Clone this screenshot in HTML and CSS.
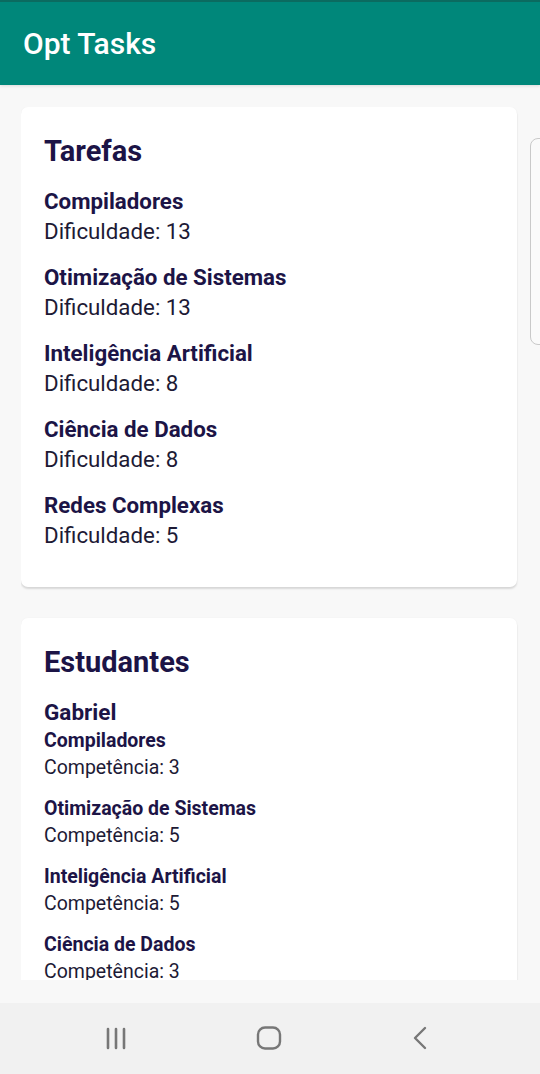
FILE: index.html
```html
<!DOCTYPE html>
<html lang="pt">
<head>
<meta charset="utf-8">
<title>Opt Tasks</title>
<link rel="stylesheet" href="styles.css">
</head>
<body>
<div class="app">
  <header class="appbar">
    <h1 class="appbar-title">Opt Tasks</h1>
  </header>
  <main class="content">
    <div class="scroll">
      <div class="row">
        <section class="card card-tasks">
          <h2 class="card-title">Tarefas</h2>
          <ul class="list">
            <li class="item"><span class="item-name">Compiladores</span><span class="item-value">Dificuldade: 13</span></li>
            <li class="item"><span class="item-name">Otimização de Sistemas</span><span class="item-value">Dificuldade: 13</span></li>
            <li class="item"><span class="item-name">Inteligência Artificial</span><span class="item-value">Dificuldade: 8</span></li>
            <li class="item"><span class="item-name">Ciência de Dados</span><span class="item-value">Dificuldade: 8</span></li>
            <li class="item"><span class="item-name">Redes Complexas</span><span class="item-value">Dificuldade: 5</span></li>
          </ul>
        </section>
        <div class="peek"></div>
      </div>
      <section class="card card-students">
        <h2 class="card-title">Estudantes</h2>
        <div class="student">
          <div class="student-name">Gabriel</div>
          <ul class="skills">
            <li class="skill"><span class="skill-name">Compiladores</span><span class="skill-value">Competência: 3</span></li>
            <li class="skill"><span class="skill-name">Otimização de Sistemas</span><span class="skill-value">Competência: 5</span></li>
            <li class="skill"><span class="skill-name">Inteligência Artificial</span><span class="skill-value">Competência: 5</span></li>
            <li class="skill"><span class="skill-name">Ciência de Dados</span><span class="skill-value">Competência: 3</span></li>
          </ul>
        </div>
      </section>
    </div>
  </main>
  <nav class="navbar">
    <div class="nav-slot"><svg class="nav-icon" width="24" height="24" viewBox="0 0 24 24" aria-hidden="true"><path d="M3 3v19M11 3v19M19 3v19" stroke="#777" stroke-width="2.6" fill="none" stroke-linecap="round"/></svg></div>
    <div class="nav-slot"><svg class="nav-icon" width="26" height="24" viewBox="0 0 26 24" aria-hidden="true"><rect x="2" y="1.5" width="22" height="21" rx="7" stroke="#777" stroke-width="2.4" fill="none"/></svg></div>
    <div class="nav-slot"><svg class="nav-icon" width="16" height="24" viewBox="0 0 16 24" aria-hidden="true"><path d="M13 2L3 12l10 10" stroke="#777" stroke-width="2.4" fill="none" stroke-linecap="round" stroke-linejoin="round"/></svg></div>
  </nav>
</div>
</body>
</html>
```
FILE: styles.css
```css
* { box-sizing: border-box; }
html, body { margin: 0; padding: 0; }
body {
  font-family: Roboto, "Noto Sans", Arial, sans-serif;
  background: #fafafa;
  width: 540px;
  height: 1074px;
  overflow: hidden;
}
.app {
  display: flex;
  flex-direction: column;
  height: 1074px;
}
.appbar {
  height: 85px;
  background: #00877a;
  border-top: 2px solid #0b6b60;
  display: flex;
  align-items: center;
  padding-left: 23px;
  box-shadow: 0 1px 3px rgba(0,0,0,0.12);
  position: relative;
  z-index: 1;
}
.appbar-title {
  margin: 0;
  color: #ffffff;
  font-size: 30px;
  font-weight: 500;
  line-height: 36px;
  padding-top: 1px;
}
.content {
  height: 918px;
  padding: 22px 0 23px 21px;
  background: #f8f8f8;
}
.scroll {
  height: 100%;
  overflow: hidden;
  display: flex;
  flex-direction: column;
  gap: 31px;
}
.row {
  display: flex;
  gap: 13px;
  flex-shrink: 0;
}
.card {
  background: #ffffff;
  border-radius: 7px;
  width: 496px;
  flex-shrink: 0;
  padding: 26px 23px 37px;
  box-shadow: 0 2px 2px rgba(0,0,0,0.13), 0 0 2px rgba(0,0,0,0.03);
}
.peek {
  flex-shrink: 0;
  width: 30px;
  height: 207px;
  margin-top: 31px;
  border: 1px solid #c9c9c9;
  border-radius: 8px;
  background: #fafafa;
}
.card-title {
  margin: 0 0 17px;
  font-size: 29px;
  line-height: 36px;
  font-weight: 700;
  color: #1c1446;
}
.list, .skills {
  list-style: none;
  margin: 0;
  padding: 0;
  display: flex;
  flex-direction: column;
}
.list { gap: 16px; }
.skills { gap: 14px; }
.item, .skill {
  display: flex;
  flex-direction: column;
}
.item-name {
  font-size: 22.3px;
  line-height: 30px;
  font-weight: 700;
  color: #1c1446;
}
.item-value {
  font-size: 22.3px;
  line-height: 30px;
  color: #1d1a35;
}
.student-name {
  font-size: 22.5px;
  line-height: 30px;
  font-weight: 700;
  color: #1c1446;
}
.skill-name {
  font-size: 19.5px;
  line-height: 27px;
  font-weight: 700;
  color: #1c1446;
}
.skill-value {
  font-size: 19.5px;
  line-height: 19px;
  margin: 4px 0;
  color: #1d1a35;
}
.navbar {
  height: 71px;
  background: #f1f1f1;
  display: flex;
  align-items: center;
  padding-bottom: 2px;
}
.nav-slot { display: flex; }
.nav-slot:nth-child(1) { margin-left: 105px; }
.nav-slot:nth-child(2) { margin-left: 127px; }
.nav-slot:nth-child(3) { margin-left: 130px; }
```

● ● ●

- _Given task_:
Word for word, quote the lines above. Omit the pictures.

- _Task answer_:
Clone this screenshot in HTML and CSS.
FILE: index.html
```html
<!DOCTYPE html>
<html lang="pt">
<head>
<meta charset="utf-8">
<title>Opt Tasks</title>
<link rel="stylesheet" href="styles.css">
</head>
<body>
<div class="app">
  <header class="appbar">
    <h1 class="appbar-title">Opt Tasks</h1>
  </header>
  <main class="content">
    <div class="scroll">
      <div class="row">
        <section class="card card-tasks">
          <h2 class="card-title">Tarefas</h2>
          <ul class="list">
            <li class="item"><span class="item-name">Compiladores</span><span class="item-value">Dificuldade: 13</span></li>
            <li class="item"><span class="item-name">Otimização de Sistemas</span><span class="item-value">Dificuldade: 13</span></li>
            <li class="item"><span class="item-name">Inteligência Artificial</span><span class="item-value">Dificuldade: 8</span></li>
            <li class="item"><span class="item-name">Ciência de Dados</span><span class="item-value">Dificuldade: 8</span></li>
            <li class="item"><span class="item-name">Redes Complexas</span><span class="item-value">Dificuldade: 5</span></li>
          </ul>
        </section>
        <div class="peek"></div>
      </div>
      <section class="card card-students">
        <h2 class="card-title">Estudantes</h2>
        <div class="student">
          <div class="student-name">Gabriel</div>
          <ul class="skills">
            <li class="skill"><span class="skill-name">Compiladores</span><span class="skill-value">Competência: 3</span></li>
            <li class="skill"><span class="skill-name">Otimização de Sistemas</span><span class="skill-value">Competência: 5</span></li>
            <li class="skill"><span class="skill-name">Inteligência Artificial</span><span class="skill-value">Competência: 5</span></li>
            <li class="skill"><span class="skill-name">Ciência de Dados</span><span class="skill-value">Competência: 3</span></li>
          </ul>
        </div>
      </section>
    </div>
  </main>
  <nav class="navbar">
    <div class="nav-slot"><svg class="nav-icon" width="24" height="24" viewBox="0 0 24 24" aria-hidden="true"><path d="M3 3v19M11 3v19M19 3v19" stroke="#777" stroke-width="2.6" fill="none" stroke-linecap="round"/></svg></div>
    <div class="nav-slot"><svg class="nav-icon" width="26" height="24" viewBox="0 0 26 24" aria-hidden="true"><rect x="2" y="1.5" width="22" height="21" rx="7" stroke="#777" stroke-width="2.4" fill="none"/></svg></div>
    <div class="nav-slot"><svg class="nav-icon" width="16" height="24" viewBox="0 0 16 24" aria-hidden="true"><path d="M13 2L3 12l10 10" stroke="#777" stroke-width="2.4" fill="none" stroke-linecap="round" stroke-linejoin="round"/></svg></div>
  </nav>
</div>
</body>
</html>
```
FILE: styles.css
```css
* { box-sizing: border-box; }
html, body { margin: 0; padding: 0; }
body {
  font-family: Roboto, "Noto Sans", Arial, sans-serif;
  background: #fafafa;
  width: 540px;
  height: 1074px;
  overflow: hidden;
}
.app {
  display: flex;
  flex-direction: column;
  height: 1074px;
}
.appbar {
  height: 85px;
  background: #00877a;
  border-top: 2px solid #0b6b60;
  display: flex;
  align-items: center;
  padding-left: 23px;
  box-shadow: 0 1px 3px rgba(0,0,0,0.12);
  position: relative;
  z-index: 1;
}
.appbar-title {
  margin: 0;
  color: #ffffff;
  font-size: 30px;
  font-weight: 500;
  line-height: 36px;
  padding-top: 1px;
}
.content {
  height: 918px;
  padding: 22px 0 23px 21px;
  background: #f8f8f8;
}
.scroll {
  height: 100%;
  overflow: hidden;
  display: flex;
  flex-direction: column;
  gap: 31px;
}
.row {
  display: flex;
  gap: 13px;
  flex-shrink: 0;
}
.card {
  background: #ffffff;
  border-radius: 7px;
  width: 496px;
  flex-shrink: 0;
  padding: 26px 23px 37px;
  box-shadow: 0 2px 2px rgba(0,0,0,0.13), 0 0 2px rgba(0,0,0,0.03);
}
.peek {
  flex-shrink: 0;
  width: 30px;
  height: 207px;
  margin-top: 31px;
  border: 1px solid #c9c9c9;
  border-radius: 8px;
  background: #fafafa;
}
.card-title {
  margin: 0 0 17px;
  font-size: 29px;
  line-height: 36px;
  font-weight: 700;
  color: #1c1446;
}
.list, .skills {
  list-style: none;
  margin: 0;
  padding: 0;
  display: flex;
  flex-direction: column;
}
.list { gap: 16px; }
.skills { gap: 14px; }
.item, .skill {
  display: flex;
  flex-direction: column;
}
.item-name {
  font-size: 22.3px;
  line-height: 30px;
  font-weight: 700;
  color: #1c1446;
}
.item-value {
  font-size: 22.3px;
  line-height: 30px;
  color: #1d1a35;
}
.student-name {
  font-size: 22.5px;
  line-height: 30px;
  font-weight: 700;
  color: #1c1446;
}
.skill-name {
  font-size: 19.5px;
  line-height: 27px;
  font-weight: 700;
  color: #1c1446;
}
.skill-value {
  font-size: 19.5px;
  line-height: 19px;
  margin: 4px 0;
  color: #1d1a35;
}
.navbar {
  height: 71px;
  background: #f1f1f1;
  display: flex;
  align-items: center;
  padding-bottom: 2px;
}
.nav-slot { display: flex; }
.nav-slot:nth-child(1) { margin-left: 105px; }
.nav-slot:nth-child(2) { margin-left: 127px; }
.nav-slot:nth-child(3) { margin-left: 130px; }
```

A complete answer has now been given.